Stored data entries:
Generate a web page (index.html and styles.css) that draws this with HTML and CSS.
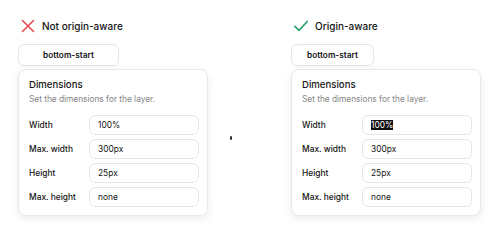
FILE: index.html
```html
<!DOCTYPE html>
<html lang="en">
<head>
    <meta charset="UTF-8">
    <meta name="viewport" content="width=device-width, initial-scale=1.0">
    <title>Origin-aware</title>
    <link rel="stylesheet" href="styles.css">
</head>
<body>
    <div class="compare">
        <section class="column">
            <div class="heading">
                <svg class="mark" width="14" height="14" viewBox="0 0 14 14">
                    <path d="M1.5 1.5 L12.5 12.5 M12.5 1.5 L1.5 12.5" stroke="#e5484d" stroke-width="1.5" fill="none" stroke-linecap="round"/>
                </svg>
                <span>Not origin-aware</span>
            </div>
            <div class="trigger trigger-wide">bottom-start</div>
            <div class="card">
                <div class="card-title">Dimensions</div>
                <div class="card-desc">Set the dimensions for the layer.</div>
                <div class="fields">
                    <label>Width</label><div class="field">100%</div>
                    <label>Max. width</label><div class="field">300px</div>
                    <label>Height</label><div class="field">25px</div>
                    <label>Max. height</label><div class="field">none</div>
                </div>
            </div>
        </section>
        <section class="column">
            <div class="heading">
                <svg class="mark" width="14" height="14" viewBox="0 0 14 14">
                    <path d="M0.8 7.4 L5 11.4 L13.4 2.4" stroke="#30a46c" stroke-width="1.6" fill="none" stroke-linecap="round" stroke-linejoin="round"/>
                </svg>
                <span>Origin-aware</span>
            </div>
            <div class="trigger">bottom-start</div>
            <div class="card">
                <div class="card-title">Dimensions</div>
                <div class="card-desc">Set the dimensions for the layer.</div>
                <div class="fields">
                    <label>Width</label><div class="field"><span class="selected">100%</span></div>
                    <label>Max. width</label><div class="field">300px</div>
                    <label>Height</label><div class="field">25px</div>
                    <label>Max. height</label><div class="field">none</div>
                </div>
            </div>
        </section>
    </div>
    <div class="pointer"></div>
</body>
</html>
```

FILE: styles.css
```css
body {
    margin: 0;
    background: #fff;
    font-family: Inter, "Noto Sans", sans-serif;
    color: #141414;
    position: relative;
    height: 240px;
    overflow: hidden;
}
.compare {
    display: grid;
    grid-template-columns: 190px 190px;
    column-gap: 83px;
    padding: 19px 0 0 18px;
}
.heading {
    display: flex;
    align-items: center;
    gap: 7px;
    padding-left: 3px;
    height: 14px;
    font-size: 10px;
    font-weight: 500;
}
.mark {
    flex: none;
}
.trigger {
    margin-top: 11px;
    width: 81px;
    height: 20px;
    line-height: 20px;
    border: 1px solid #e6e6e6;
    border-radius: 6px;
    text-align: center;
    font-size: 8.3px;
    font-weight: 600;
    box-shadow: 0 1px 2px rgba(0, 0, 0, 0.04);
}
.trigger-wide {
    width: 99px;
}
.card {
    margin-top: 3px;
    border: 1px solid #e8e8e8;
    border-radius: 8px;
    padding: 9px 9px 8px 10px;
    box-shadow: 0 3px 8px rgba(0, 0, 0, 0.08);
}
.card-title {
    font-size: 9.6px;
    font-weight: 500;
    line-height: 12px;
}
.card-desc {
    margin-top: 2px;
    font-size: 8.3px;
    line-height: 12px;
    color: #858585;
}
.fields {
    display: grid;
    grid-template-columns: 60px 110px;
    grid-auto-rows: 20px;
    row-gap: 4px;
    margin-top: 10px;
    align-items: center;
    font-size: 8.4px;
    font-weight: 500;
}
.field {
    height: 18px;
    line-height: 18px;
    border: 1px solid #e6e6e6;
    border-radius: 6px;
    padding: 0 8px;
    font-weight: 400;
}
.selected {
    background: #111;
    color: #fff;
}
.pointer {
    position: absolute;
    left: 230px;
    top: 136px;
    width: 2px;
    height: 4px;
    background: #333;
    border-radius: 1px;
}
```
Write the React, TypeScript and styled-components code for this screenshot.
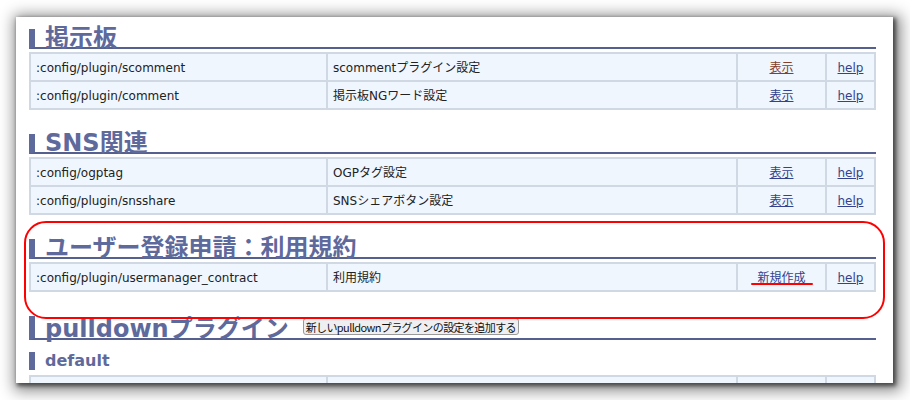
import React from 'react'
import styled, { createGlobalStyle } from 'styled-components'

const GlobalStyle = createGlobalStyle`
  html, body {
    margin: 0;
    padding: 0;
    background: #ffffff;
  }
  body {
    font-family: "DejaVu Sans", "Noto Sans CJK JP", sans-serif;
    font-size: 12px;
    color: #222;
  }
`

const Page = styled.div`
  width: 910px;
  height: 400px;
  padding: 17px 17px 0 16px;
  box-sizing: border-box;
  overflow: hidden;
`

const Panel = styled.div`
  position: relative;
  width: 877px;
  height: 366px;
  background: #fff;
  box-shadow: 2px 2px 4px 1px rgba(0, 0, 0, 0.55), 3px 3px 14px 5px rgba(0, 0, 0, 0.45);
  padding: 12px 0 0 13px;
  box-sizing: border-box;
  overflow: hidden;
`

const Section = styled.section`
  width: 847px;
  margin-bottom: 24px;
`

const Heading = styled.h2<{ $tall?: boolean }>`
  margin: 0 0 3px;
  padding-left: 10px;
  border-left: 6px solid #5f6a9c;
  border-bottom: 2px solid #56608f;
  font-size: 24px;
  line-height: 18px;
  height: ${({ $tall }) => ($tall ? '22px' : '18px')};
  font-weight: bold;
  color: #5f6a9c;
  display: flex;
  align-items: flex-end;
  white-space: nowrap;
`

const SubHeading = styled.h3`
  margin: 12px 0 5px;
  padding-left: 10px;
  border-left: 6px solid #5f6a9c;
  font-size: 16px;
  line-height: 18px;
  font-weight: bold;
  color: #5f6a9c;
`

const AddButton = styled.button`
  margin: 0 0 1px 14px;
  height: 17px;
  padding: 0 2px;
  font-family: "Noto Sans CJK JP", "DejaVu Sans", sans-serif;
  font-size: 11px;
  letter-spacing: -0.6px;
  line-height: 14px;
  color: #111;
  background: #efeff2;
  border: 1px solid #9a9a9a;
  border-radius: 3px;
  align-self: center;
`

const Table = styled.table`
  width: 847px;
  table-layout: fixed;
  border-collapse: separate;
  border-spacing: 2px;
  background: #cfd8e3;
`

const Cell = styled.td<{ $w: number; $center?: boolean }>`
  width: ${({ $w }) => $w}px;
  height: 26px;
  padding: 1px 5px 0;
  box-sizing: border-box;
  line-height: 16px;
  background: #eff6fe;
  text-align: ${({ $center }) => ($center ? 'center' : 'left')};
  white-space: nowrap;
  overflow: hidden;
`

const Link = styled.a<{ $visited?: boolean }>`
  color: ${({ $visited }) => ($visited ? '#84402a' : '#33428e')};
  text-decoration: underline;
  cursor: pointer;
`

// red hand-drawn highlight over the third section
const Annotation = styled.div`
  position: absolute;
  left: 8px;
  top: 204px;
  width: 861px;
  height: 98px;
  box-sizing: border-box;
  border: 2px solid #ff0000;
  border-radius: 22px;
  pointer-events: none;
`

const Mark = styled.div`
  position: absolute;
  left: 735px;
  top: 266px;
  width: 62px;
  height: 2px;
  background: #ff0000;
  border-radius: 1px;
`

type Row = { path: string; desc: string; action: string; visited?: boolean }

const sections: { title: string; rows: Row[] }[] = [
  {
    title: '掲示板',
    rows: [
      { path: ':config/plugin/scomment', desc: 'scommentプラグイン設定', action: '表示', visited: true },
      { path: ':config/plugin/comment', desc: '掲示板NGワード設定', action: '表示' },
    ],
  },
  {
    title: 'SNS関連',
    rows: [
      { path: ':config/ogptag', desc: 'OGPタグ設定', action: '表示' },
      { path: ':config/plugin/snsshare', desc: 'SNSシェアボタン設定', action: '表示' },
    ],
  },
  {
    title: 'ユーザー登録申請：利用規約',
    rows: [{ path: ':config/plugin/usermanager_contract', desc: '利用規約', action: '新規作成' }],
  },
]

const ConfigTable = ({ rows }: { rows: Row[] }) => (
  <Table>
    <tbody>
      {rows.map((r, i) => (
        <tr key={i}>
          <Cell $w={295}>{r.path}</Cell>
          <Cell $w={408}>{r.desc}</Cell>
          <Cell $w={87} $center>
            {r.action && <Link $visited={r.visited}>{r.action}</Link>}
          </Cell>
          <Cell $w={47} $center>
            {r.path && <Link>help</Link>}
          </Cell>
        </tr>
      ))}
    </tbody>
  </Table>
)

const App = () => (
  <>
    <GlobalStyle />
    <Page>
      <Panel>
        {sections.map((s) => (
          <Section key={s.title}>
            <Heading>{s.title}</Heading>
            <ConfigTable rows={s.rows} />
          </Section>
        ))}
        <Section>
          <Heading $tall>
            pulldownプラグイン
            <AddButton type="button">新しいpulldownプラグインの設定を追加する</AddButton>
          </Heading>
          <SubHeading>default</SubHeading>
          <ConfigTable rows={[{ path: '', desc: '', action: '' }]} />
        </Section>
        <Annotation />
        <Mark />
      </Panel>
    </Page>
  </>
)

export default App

## Aim of the exercise:
Scan the material above for the string "components" and return the lines that hold it.

## Answer for this exercise:
Write the React, TypeScript and styled-components code for this screenshot.
import styled, { createGlobalStyle } from 'styled-components'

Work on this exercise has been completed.